_Records provided_
|---|
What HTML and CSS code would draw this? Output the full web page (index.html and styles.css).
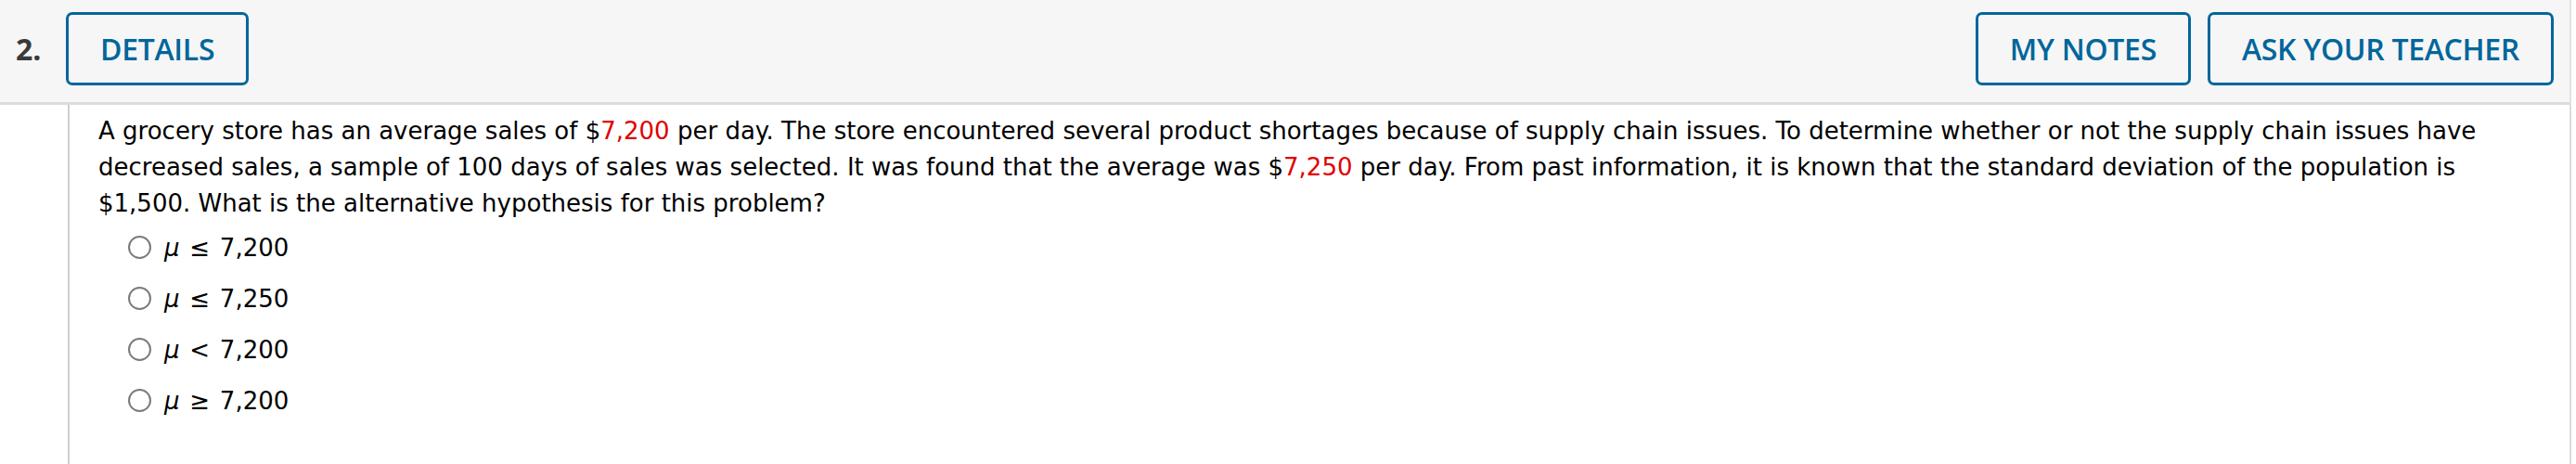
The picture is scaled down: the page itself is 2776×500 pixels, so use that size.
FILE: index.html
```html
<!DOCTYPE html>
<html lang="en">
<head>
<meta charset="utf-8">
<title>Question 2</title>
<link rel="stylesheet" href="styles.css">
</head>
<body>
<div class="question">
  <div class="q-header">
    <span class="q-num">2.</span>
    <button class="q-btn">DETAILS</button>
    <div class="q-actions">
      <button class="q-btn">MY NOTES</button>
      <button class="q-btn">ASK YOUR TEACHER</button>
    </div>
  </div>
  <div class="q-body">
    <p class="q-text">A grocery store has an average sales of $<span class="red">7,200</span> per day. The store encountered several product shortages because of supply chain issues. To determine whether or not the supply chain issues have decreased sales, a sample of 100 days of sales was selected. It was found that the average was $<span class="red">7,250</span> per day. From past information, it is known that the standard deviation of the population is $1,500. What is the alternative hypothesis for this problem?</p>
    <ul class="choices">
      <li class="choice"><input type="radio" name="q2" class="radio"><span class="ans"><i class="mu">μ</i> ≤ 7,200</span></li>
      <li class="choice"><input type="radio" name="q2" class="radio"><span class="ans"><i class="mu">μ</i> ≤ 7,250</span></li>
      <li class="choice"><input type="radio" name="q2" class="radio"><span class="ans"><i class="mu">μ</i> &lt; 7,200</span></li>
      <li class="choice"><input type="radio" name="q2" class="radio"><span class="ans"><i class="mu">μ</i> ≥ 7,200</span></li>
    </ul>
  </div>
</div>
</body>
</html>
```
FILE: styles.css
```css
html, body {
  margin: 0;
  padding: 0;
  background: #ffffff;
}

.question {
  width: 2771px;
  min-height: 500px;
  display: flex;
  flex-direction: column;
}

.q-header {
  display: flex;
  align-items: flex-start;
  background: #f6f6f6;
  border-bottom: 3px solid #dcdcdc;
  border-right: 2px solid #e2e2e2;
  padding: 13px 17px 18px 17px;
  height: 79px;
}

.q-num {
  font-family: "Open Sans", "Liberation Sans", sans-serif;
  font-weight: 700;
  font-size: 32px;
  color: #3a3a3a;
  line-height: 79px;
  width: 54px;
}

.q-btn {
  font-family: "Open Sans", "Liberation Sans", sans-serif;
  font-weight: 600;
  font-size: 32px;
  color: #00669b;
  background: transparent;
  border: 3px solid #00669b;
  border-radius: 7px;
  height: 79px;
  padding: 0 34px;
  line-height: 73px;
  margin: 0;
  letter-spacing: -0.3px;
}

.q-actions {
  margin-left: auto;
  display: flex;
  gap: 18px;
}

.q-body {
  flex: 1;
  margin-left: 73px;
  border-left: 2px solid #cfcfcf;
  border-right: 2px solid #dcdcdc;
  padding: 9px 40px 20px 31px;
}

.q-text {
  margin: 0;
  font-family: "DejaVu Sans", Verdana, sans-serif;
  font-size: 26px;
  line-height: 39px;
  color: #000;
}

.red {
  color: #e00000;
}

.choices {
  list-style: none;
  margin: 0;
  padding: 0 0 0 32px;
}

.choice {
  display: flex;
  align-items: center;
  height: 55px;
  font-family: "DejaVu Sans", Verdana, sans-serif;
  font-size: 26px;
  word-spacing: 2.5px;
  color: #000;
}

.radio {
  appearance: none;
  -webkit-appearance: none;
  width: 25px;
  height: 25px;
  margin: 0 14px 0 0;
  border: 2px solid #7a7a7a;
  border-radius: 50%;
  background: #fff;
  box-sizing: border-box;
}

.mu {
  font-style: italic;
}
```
|---|
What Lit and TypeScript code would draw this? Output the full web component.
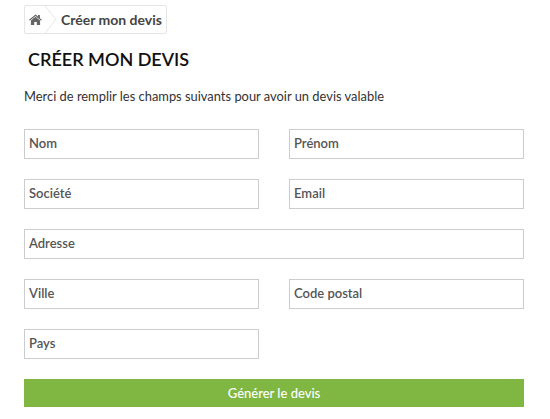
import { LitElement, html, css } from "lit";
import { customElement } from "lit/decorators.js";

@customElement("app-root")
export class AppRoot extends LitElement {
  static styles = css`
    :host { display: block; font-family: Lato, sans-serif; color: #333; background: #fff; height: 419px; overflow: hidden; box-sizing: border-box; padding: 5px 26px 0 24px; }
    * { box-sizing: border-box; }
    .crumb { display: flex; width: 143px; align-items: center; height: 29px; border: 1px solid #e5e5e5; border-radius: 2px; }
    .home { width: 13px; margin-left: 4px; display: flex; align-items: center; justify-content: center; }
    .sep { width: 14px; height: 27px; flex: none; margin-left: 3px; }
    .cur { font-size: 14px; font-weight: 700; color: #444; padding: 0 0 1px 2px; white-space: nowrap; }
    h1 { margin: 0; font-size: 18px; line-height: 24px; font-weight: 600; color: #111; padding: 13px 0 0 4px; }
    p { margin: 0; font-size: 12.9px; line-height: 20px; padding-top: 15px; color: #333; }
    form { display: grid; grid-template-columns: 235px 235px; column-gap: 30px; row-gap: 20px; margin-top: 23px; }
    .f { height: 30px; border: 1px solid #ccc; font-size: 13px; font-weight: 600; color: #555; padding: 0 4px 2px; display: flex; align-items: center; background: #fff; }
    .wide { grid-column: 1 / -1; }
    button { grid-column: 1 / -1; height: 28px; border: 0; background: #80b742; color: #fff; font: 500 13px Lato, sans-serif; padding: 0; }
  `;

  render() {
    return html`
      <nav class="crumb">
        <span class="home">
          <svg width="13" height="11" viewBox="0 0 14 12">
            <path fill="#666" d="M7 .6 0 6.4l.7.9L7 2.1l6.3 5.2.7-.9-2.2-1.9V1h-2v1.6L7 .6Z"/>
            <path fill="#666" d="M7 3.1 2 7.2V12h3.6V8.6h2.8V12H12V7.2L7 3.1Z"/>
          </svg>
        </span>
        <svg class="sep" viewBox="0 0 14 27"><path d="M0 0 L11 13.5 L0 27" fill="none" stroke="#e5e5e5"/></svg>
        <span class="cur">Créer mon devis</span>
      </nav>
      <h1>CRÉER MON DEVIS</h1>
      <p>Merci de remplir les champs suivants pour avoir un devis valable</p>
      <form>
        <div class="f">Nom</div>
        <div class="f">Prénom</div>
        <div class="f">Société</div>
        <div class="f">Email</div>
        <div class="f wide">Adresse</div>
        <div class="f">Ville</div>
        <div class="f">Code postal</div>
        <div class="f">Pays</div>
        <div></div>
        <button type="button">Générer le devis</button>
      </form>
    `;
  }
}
|---|
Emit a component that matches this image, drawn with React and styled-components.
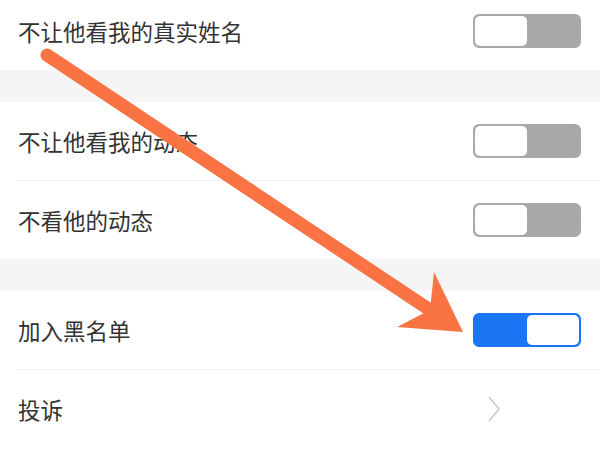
|---|
_Problem details_
Give the number of lines in the entries that include the string "Output", and nothing more.

_Complete response_
2